Sink or Swim
Tell us about a time when you were left on your own,
to fend for yourself in an overwhelming situation
— on the job, at home, at school. What was the outcome?
It was late on a Thursday night. I was still recovering from a recent concussion but had decided to attend the forensic conference in Porirua (near Wellington, New Zealand’s capitol), booked months before. This evening was a free one and we were invited to explore the town. I had my own car, thought I knew the area and didn’t know any of the other attendees so set out on my own. I decided to look around the Mall, have dinner there and come back to the Hotel to read the additional course material.
The first part of my plan went well and then it didn’t. It was quite dark by the time I finally remembered where I had parked my car. Luckily I remembered the two most likely places, where I would usually park my car. This wee hiccup did foretell how the rest of the evening was going to go. Finding my car was relatively easy compared to the trial I faced next.
I left the Mall and suddenly realise I had no idea where I was. Nothing looked familiar and I couldn’t seem to catch the thought about where I was or why I was even here. The light provided from my headlights and the streetlights was not enough to help me find my way. Additionally, the lights from other cars on the road was making my visual experience even more indistinct. I pulled over and tried to work out my options.
I had to think past the overwhelming fear that I was experiencing. It is not unusual for me to get physically lost, hubby got me a GPS just for that, which I had forgotten I had in the car. On this occasion I felt confused within my own mind as well as in a landscape that was completely devoid of familiarity. There is nothing worse than being lost both physically and mentally, it leaves me with no anchor to the present time or place. I just panic.
In the end all I could think of was to use my cell phone to ring my hubby. As it was on speed dial it was not a hard thought to follow through on. This was despite knowing that he must be at home because I very rarely drove alone at night. Hubby answered and calmed me down until I was able to make sense. He wanted to know the name of the street I was on. It took awhile but I finally found a street sign that I could make out and pass onto him.
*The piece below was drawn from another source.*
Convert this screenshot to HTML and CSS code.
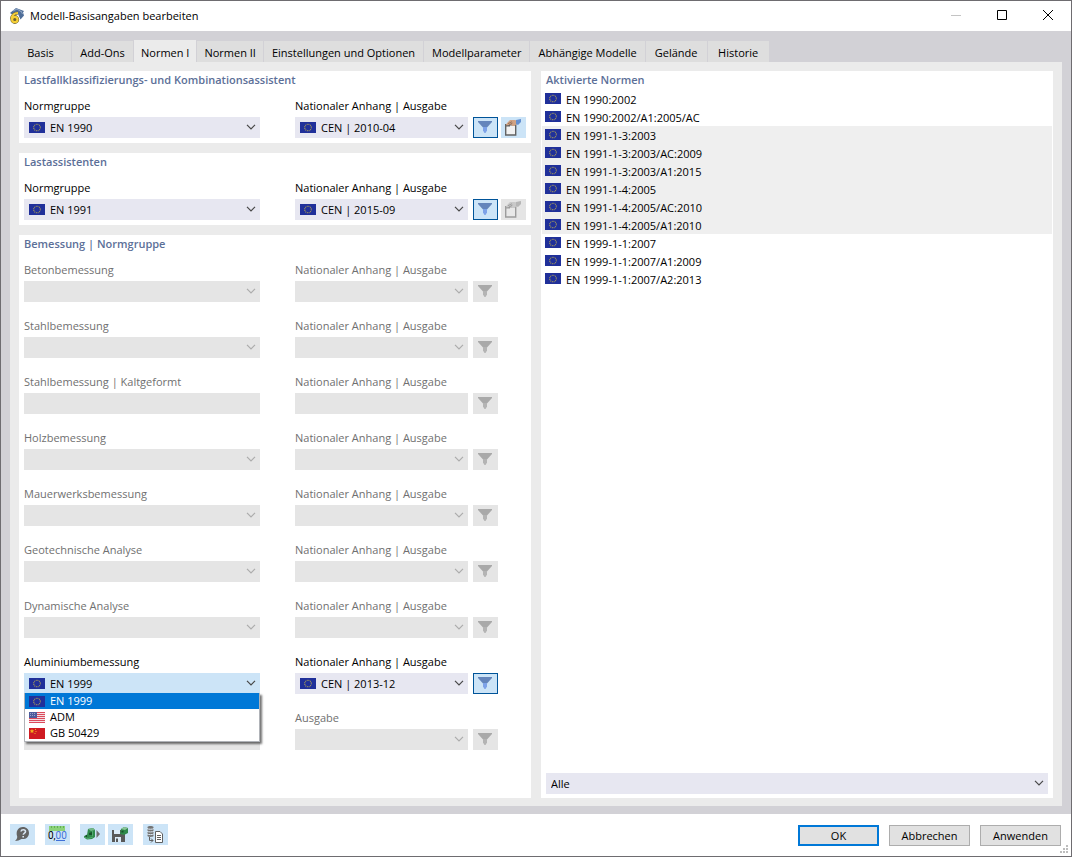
FILE: index.html
```html
<!DOCTYPE html>
<html lang="de">
<head>
<meta charset="utf-8">
<title>Modell-Basisangaben bearbeiten</title>
<link rel="stylesheet" href="styles.css">
</head>
<body>
<svg class="defs" aria-hidden="true">
  <symbol id="eu" viewBox="0 0 16 11"><path fill="#20309a" d="M0 0h16v11H0z"/><circle cx="8" cy="5.500" r="3.300" fill="none" stroke="#a89c58" stroke-width="1.100" stroke-dasharray="1 .73"/></symbol>
  <symbol id="us" viewBox="0 0 16 11"><path fill="#f3dfe2" d="M0 0h16v11H0z"/><path stroke="#dc4a5c" stroke-width="1" d="M0 .5h16M0 2.500h16M0 4.500h16M0 6.500h16M0 8.500h16M0 10.500h16"/><path fill="#4d5c9c" d="M0 0h8v6H0z"/><path stroke="#9aa3cb" stroke-dasharray="1 1" d="M1 1.500h6M1 3.500h6"/></symbol>
  <symbol id="cn" viewBox="0 0 16 11"><path fill="#cf1b22" d="M0 0h16v11H0z"/><path fill="#f2b01e" d="m3 1 .7 1.300 1.500.2-1.100 1 .3 1.500L3 4.300 1.600 5l.3-1.500-1.100-1 1.500-.2zM6 1h1v1H6zM6.500 3h1v1h-1zM5.500 5h1v1h-1z"/></symbol>
  <symbol id="chev" viewBox="0 0 10 6"><path d="M1 .8l4 4 4-4" fill="none" stroke="currentColor" stroke-width="1.200"/></symbol>
  <symbol id="filter" viewBox="0 0 14 12"><path d="M0 0h14v1L9 6.500H5L0 1z" fill="var(--funnel-top)"/><path d="M5 6h4v3.500L7.500 12h-1L5 9.500z" fill="var(--funnel-low)"/></symbol>
  <symbol id="hand" viewBox="0 0 18 17"><path d="M1.700 5.700h10v10.300h-10z" fill="var(--box)" stroke="var(--line)" stroke-width="1.400"/><path d="M1 5h5v2.500H1z" fill="var(--line)"/><path d="M3.500 3.500 6 1h4.500L13 1.500V5l-3 2H8L7.500 5.500 5 6 2.500 6.500 2 5.500z" fill="var(--skin)"/><path d="m4 4.700 4-2M5 6l3.500-2" stroke="var(--crease)" stroke-width=".7"/><path d="M12 1 17 0v3l-3 3-2-1z" fill="var(--cuff)"/></symbol>
</svg>
<div class="window">
  <header class="titlebar">
    <svg class="app-icon" viewBox="0 0 16 16"><path d="M1 5 7 0l8 3-1 1.500 1 3-3.500 4L9 6 4 7z" fill="#4f6e99"/><path d="M4 3 8 1l4 2.500M12 3l1.500 3" stroke="#93a9c7" fill="none"/><path d="M9 5C5.500 5 3 7.500 2.500 11" fill="none" stroke="#6b6232" stroke-width="3.200"/><circle cx="5.800" cy="11.500" r="2.700" fill="#6b6232" stroke="#6b6232" stroke-width="3.400"/><path d="M9 5C5.500 5 3 7.500 2.500 11" fill="none" stroke="#f5cf36" stroke-width="2.100"/><circle cx="5.800" cy="11.500" r="2.700" fill="#6b6232" stroke="#f5cf36" stroke-width="2.200"/></svg>
    <h1 class="caption">Modell-Basisangaben bearbeiten</h1>
    <button class="win-btn dim" aria-label="Minimieren" disabled><svg viewBox="0 0 10 10"><path d="M0 5.500h10"/></svg></button>
    <button class="win-btn" aria-label="Maximieren"><svg viewBox="0 0 10 10"><path d="M.5.5h9v9h-9z"/></svg></button>
    <button class="win-btn" aria-label="Schließen"><svg viewBox="0 0 10 10"><path d="m0 0 10 10M10 0 0 10"/></svg></button>
  </header>
  <main class="body">
    <nav class="tabs" role="tablist">
      <button class="tab" role="tab">Basis</button>
      <button class="tab" role="tab">Add-Ons</button>
      <button class="tab active" role="tab" aria-selected="true">Normen I</button>
      <button class="tab" role="tab">Normen II</button>
      <button class="tab wide" role="tab">Einstellungen und Optionen</button>
      <button class="tab wide" role="tab">Modellparameter</button>
      <button class="tab wide" role="tab">Abhängige Modelle</button>
      <button class="tab wide" role="tab">Gelände</button>
      <button class="tab wide" role="tab">Historie</button>
    </nav>
    <div class="page">
      <div class="column">
        <section class="group">
          <h2 class="heading">Lastfallklassifizierungs- und Kombinationsassistent</h2>
          <div class="fields">
            <div class="field"><label for="g1">Normgruppe</label>
              <div class="combo"><svg class="flag"><use href="#eu"/></svg><select id="g1" class="flagged"><option>EN 1990</option></select><svg class="chev"><use href="#chev"/></svg></div></div>
            <div class="field"><label for="a1">Nationaler Anhang | Ausgabe</label>
              <div class="line"><div class="combo"><svg class="flag"><use href="#eu"/></svg><select id="a1" class="flagged"><option>CEN | 2010-04</option></select><svg class="chev"><use href="#chev"/></svg></div>
              <button class="tool pressed" aria-label="Filter"><svg class="funnel"><use href="#filter"/></svg></button>
              <button class="tool" aria-label="Bearbeiten"><svg class="hand"><use href="#hand"/></svg></button></div></div>
          </div>
        </section>
        <section class="group">
          <h2 class="heading">Lastassistenten</h2>
          <div class="fields">
            <div class="field"><label for="g2">Normgruppe</label>
              <div class="combo"><svg class="flag"><use href="#eu"/></svg><select id="g2" class="flagged"><option>EN 1991</option></select><svg class="chev"><use href="#chev"/></svg></div></div>
            <div class="field"><label for="a2">Nationaler Anhang | Ausgabe</label>
              <div class="line"><div class="combo"><svg class="flag"><use href="#eu"/></svg><select id="a2" class="flagged"><option>CEN | 2015-09</option></select><svg class="chev"><use href="#chev"/></svg></div>
              <button class="tool pressed" aria-label="Filter"><svg class="funnel"><use href="#filter"/></svg></button>
              <button class="tool" aria-label="Bearbeiten" disabled><svg class="hand"><use href="#hand"/></svg></button></div></div>
          </div>
        </section>
        <section class="group grow">
          <h2 class="heading">Bemessung | Normgruppe</h2>
          <div class="fields">
            <div class="field off"><label for="g3">Betonbemessung</label>
              <div class="combo"><select id="g3" disabled></select><svg class="chev"><use href="#chev"/></svg></div></div>
            <div class="field off"><label for="a3">Nationaler Anhang | Ausgabe</label>
              <div class="line"><div class="combo"><select id="a3" disabled></select><svg class="chev"><use href="#chev"/></svg></div>
              <button class="tool" aria-label="Filter" disabled><svg class="funnel"><use href="#filter"/></svg></button></div></div>

            <div class="field off"><label for="g4">Stahlbemessung</label>
              <div class="combo"><select id="g4" disabled></select><svg class="chev"><use href="#chev"/></svg></div></div>
            <div class="field off"><label for="a4">Nationaler Anhang | Ausgabe</label>
              <div class="line"><div class="combo"><select id="a4" disabled></select><svg class="chev"><use href="#chev"/></svg></div>
              <button class="tool" aria-label="Filter" disabled><svg class="funnel"><use href="#filter"/></svg></button></div></div>

            <div class="field off"><label for="g5">Stahlbemessung | Kaltgeformt</label>
              <div class="combo"><select id="g5" disabled></select></div></div>
            <div class="field off"><label for="a5">Nationaler Anhang | Ausgabe</label>
              <div class="line"><div class="combo"><select id="a5" disabled></select></div>
              <button class="tool" aria-label="Filter" disabled><svg class="funnel"><use href="#filter"/></svg></button></div></div>

            <div class="field off"><label for="g6">Holzbemessung</label>
              <div class="combo"><select id="g6" disabled></select><svg class="chev"><use href="#chev"/></svg></div></div>
            <div class="field off"><label for="a6">Nationaler Anhang | Ausgabe</label>
              <div class="line"><div class="combo"><select id="a6" disabled></select><svg class="chev"><use href="#chev"/></svg></div>
              <button class="tool" aria-label="Filter" disabled><svg class="funnel"><use href="#filter"/></svg></button></div></div>

            <div class="field off"><label for="g7">Mauerwerksbemessung</label>
              <div class="combo"><select id="g7" disabled></select><svg class="chev"><use href="#chev"/></svg></div></div>
            <div class="field off"><label for="a7">Nationaler Anhang | Ausgabe</label>
              <div class="line"><div class="combo"><select id="a7" disabled></select><svg class="chev"><use href="#chev"/></svg></div>
              <button class="tool" aria-label="Filter" disabled><svg class="funnel"><use href="#filter"/></svg></button></div></div>

            <div class="field off"><label for="g8">Geotechnische Analyse</label>
              <div class="combo"><select id="g8" disabled></select><svg class="chev"><use href="#chev"/></svg></div></div>
            <div class="field off"><label for="a8">Nationaler Anhang | Ausgabe</label>
              <div class="line"><div class="combo"><select id="a8" disabled></select><svg class="chev"><use href="#chev"/></svg></div>
              <button class="tool" aria-label="Filter" disabled><svg class="funnel"><use href="#filter"/></svg></button></div></div>

            <div class="field off"><label for="g9">Dynamische Analyse</label>
              <div class="combo"><select id="g9" disabled></select><svg class="chev"><use href="#chev"/></svg></div></div>
            <div class="field off"><label for="a9">Nationaler Anhang | Ausgabe</label>
              <div class="line"><div class="combo"><select id="a9" disabled></select><svg class="chev"><use href="#chev"/></svg></div>
              <button class="tool" aria-label="Filter" disabled><svg class="funnel"><use href="#filter"/></svg></button></div></div>

            <div class="field"><label for="g10">Aluminiumbemessung</label>
              <div class="combo open"><svg class="flag"><use href="#eu"/></svg><select id="g10" class="flagged"><option>EN 1999</option><option>ADM</option><option>GB 50429</option></select><svg class="chev"><use href="#chev"/></svg>
                <ul class="menu" role="listbox" aria-label="Aluminiumbemessung">
                  <li class="choice selected" role="option" aria-selected="true"><svg><use href="#eu"/></svg>EN 1999</li>
                  <li class="choice" role="option"><svg><use href="#us"/></svg>ADM</li>
                  <li class="choice" role="option"><svg><use href="#cn"/></svg>GB 50429</li>
                </ul></div></div>
            <div class="field"><label for="a10">Nationaler Anhang | Ausgabe</label>
              <div class="line"><div class="combo"><svg class="flag"><use href="#eu"/></svg><select id="a10" class="flagged"><option>CEN | 2013-12</option></select><svg class="chev"><use href="#chev"/></svg></div>
              <button class="tool pressed" aria-label="Filter"><svg class="funnel"><use href="#filter"/></svg></button></div></div>

            <div class="field off bottom">
              <div class="combo"><select aria-label="Normgruppe" disabled></select></div></div>
            <div class="field off"><label for="a11">Ausgabe</label>
              <div class="line"><div class="combo"><select id="a11" disabled></select><svg class="chev"><use href="#chev"/></svg></div>
              <button class="tool" aria-label="Filter" disabled><svg class="funnel"><use href="#filter"/></svg></button></div></div>
          </div>
        </section>
      </div>
      <div class="column">
        <section class="group grow standards">
          <h2 class="heading">Aktivierte Normen</h2>
          <ul class="norms">
            <li><svg><use href="#eu"/></svg>EN 1990:2002</li>
            <li><svg><use href="#eu"/></svg>EN 1990:2002/A1:2005/AC</li>
            <li class="shade"><svg><use href="#eu"/></svg>EN 1991-1-3:2003</li>
            <li class="shade"><svg><use href="#eu"/></svg>EN 1991-1-3:2003/AC:2009</li>
            <li class="shade"><svg><use href="#eu"/></svg>EN 1991-1-3:2003/A1:2015</li>
            <li class="shade"><svg><use href="#eu"/></svg>EN 1991-1-4:2005</li>
            <li class="shade"><svg><use href="#eu"/></svg>EN 1991-1-4:2005/AC:2010</li>
            <li class="shade"><svg><use href="#eu"/></svg>EN 1991-1-4:2005/A1:2010</li>
            <li><svg><use href="#eu"/></svg>EN 1999-1-1:2007</li>
            <li><svg><use href="#eu"/></svg>EN 1999-1-1:2007/A1:2009</li>
            <li><svg><use href="#eu"/></svg>EN 1999-1-1:2007/A2:2013</li>
          </ul>
          <div class="combo"><select aria-label="Normen anzeigen"><option>Alle</option></select><svg class="chev"><use href="#chev"/></svg></div>
        </section>
      </div>
    </div>
  </main>
  <footer class="footer">
    <div class="icons">
      <button class="tool" aria-label="Hilfe"><svg viewBox="0 0 25 21"><path d="M5 17c2-2 2.300-3 2.200-4.500C5.500 7.500 8 3 12.800 3 16.500 3 19 5.500 19 9c0 4.200-3.500 6.700-7.500 6-2 1.300-4 2-6.500 2z" fill="#636363"/><path d="M11 7.500c.3-2.300 4.500-2.300 4.500 0 0 1.600-2.200 1.500-2.200 3.300M13.200 12v1.500" fill="none" stroke="#d9e6f2" stroke-width="1.600"/></svg></button>
      <button class="tool" aria-label="Einheiten und Dezimalstellen"><svg viewBox="0 0 25 21"><path d="M4 2h16v5H4z" fill="#8bd37a"/><path d="M6.500 2v2M9.500 2v2M12.500 2v2M15.500 2v2M18.500 2v2" stroke="#5ba64c" stroke-width=".8"/><path d="M11 16.500h9" stroke="#3f70d8"/><text class="digits" x="3" y="15">0,<tspan fill="#3f70d8">00</tspan></text></svg></button>
      <button class="tool" aria-label="Modell laden"><svg viewBox="0 0 25 21"><path d="m8 5 5-1 2 2v7l-3 2-5 .500-3-2V12l3-1z" fill="#2f8a4b"/><path d="m8 5 5-1 2 2-4 1z" fill="#74b887"/><path d="m5 12 2-1.500V14zM9 9l3-1v3H9z" fill="#17512b"/><path d="m4 13 4 1.500 5-1.500M12.500 7v5" fill="none" stroke="#5cb277" stroke-width=".8"/><path d="m16.500 6 3.500 4-3.500 4z" fill="#707070"/></svg></button>
      <button class="tool joined" aria-label="Als Standard speichern"><svg viewBox="0 0 25 21"><path d="M4 6h11l2 3v9H4z" fill="#595959"/><path d="M6 6h6v4H6zM7 13h6v5H7z" fill="#dcebf8"/><path d="M8 14.500h2V18H8z" fill="#595959"/><path d="m13 5 3-2 4 1v5l-4 2-4-1z" fill="#2f8a4b"/><path d="m13 5 3-2 4 1-3 2z" fill="#8bc59a"/><path d="m13.500 7 2-.5v2h-2z" fill="#17512b"/></svg></button>
      <button class="tool" aria-label="Daten übernehmen"><svg viewBox="0 0 25 21"><path d="M4.500 3c1-1.200 5-1.200 6 0v9c-1 1.200-5 1.200-6 0z" fill="#747474"/><path d="M4 4.500c1.500 1 5.500 1 7 0m-7 2.700c1.500 1 5.500 1 7 0m-7 2.700c1.500 1 5.500 1 7 0" fill="none" stroke="#dcebf8"/><path d="M6.500 13v3.500H10m-2-2 2 2-2 2" fill="none" stroke="#606060"/><path d="M12.500 7.500h4.500l2.500 2.500v8.500h-7z" fill="#fff" stroke="#606060"/><path d="M14 11.500h4m-4 2h4m-4 2h4" stroke="#606060"/></svg></button>
    </div>
    <div class="actions">
      <button class="action default">OK</button>
      <button class="action">Abbrechen</button>
      <button class="action">Anwenden</button>
    </div>
    <svg class="grip" viewBox="0 0 8 8"><path d="M6 0h2v2H6zM3 3h2v2H3zM6 3h2v2H6zM0 6h2v2H0zM3 6h2v2H3zM6 6h2v2H6z" fill="#bdbdbd"/></svg>
  </footer>
</div>
</body>
</html>
```
FILE: styles.css
```css
* { box-sizing: border-box; }

body {
  margin: 0;
  font: 11px/16px "Open Sans", "Noto Sans", sans-serif;
  color: #000;
}

button, select { font: inherit; color: inherit; margin: 0; }
svg { display: block; flex: none; }
.defs { position: absolute; width: 0; height: 0; }

.window {
  display: flex;
  flex-direction: column;
  min-height: 100vh;
  border: 1px solid #6e6c70;
  background: #fff;
}

.titlebar { display: flex; align-items: center; height: 30px; padding-left: 8px; }
.app-icon { width: 16px; height: 16px; }
.caption { flex: 1; margin: 0 0 0 5px; font-size: 11px; font-weight: 400; }
.win-btn { display: grid; place-items: center; width: 46px; height: 30px; padding: 0 0 2px; border: 0; background: none; }
.win-btn svg { width: 10px; height: 10px; fill: none; stroke: #000; overflow: visible; }
.win-btn.dim svg { stroke: #c4c4c4; }

.body { flex: 1; display: flex; flex-direction: column; padding: 9px 9px 8px; background: #d2d1d6; }
.tabs { display: flex; align-items: flex-end; gap: 1px; }
.tab { min-width: 61px; height: 21px; padding: 2px 7px 0; border: 0; background: #dedede; white-space: nowrap; }
.tab.wide { padding: 2px 8px 0; }
.tab.active { height: 22px; padding-top: 3px; background: #ebebeb; }

.page { flex: 1; display: flex; gap: 10px; padding: 9px 9px 8px; background: #ebebeb; }
.column { flex: 1; min-width: 0; display: flex; flex-direction: column; gap: 10px; }
.group { display: flex; flex-direction: column; padding: 0 5px 5px; background: #fff; }
.group.grow { flex: 1; }
.group.standards { padding-bottom: 4px; }
.heading { margin: 0; font-size: 11px; line-height: 18px; font-weight: 600; color: #5c6f98; }

.fields { display: grid; grid-template-columns: 236fr 231fr; gap: 16px 35px; margin-top: 9px; }
.field { min-width: 0; display: flex; flex-direction: column; gap: 3px; }
.field.off { color: #707070; }
.field.bottom { justify-content: flex-end; }
.line { display: grid; grid-template-columns: 1fr 25px 25px; gap: 3px; }
.line .combo { margin-right: 2px; }

.combo { position: relative; height: 21px; }
.combo select {
  width: 100%;
  height: 100%;
  padding: 0 24px 0 5px;
  border: 0;
  border-radius: 0;
  appearance: none;
  background: #e7e7f1;
}
.combo select.flagged { padding-left: 26px; }
.combo select:disabled { background: #e5e5e5; opacity: 1; }
.combo.open select { background: #cce4f7; }
.flag { position: absolute; left: 5px; top: 5px; width: 16px; height: 11px; pointer-events: none; }
.chev { position: absolute; right: 4px; top: 7px; width: 10px; height: 6px; color: #484848; pointer-events: none; }
.off .chev { color: #acacac; }

.menu {
  position: absolute;
  z-index: 1;
  top: 20px;
  left: 0;
  right: 0;
  margin: 0;
  padding: 0;
  list-style: none;
  border: 1px solid #b0b3b8;
  border-top: 0;
  background: #fff;
  box-shadow: 2px 2px 2px #0000008c;
}
.choice { display: flex; align-items: center; gap: 5px; padding-left: 4px; }
.choice svg { width: 16px; height: 11px; }
.choice.selected { background: #0078d7; color: #fff; }

.tool { height: 21px; width: 25px; padding: 0 1px 1px 0; display: grid; place-items: center; border: 0; background: #cce4f7; --funnel-top: #6485bb; --funnel-low: #7da2e8; --box: #f2f2f2; --line: #626262; --skin: #d1a384; --crease: #805f4c; --cuff: #648fd0; }
.tool:disabled { background: #e5e5e5; --funnel-top: #a9a9a9; --funnel-low: #b4b4b4; --box: #e8e8e8; --line: #9c9c9c; --skin: #c9c9c9; --crease: #8e8e8e; --cuff: #b6b6b6; }
.tool.pressed { border: 1px solid #005499; }
.funnel { width: 14px; height: 12px; }
.hand { width: 18px; height: 17px; }

.norms { flex: 1; margin: 1px -4px 0; padding: 0; list-style: none; }
.norms li { display: flex; align-items: center; gap: 5px; height: 18px; padding: 2px 0 0 3px; }
.norms svg { width: 16px; height: 11px; margin-bottom: 4px; }
.norms .shade { background: #efefef; }

.footer { position: relative; display: flex; justify-content: space-between; padding: 10px 10px 10px 9px; }
.icons { display: flex; gap: 10px; }
.icons .tool { padding: 0; }
.icons .tool svg { width: 25px; height: 21px; }
.icons .joined { margin-left: -7px; }
.digits { font-size: 10px; font-family: Roboto, "Open Sans", sans-serif; }
.actions { display: flex; gap: 10px; padding-top: 1px; }
.action { width: 81px; height: 21px; padding: 0; border: 1px solid #adadad; background: #e1e1e1; }
.action.default { border: 2px solid #0078d7; }
.grip { position: absolute; right: 3px; bottom: 3px; width: 8px; height: 8px; }
```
Hubby did suggest calling the local police but there is a limit to how embarrassed I want to be at any one time. Plus from what I could work out about what Hubby was saying, I would probably be breathalyzed and I hadn’t drunk any alcohol! He used the information that I was able to provide and his computer with Google Maps to direct me on the turns I needed to take to return to the hotel. He gave up trying to explain the GPS to me I was just to mentally drained to comprehend his instructions on it.
I eventually got back to the hotel safely. Hubby even rang them and asked to speak to me and my room number because while I had a key I could not remember which room I was in. The key itself provided no clues bar the Hotel name. Hubby did this because it was faster than arguing with me over my approaching reception and asking them. The embarrassment issue rears its head again.
Just to explain what happened to me. I was mentally worn out from the all day conference. I then pushed myself too far in going out rather than staying in at the Hotel and resting. I always do this but this time I was also stressed at being away from home amidst strangers, so my anxiety added to my general confusion. The food I ate didn’t completely mitigate it, I could concentrate on driving but anything beyond that was iffy, like navigation.
What really strikes me is that for the last 27 years I have not felt in a ‘sink’ situation because I never truly felt alone. My hubby is always, at the most, a phone call away and that is a very comforting knowledge to have. He has stood by me no matter what and I always know he will be on my side. Its a gift that I deeply appreciate. I can get myself out of strife but its nice knowing I do not have to do it alone.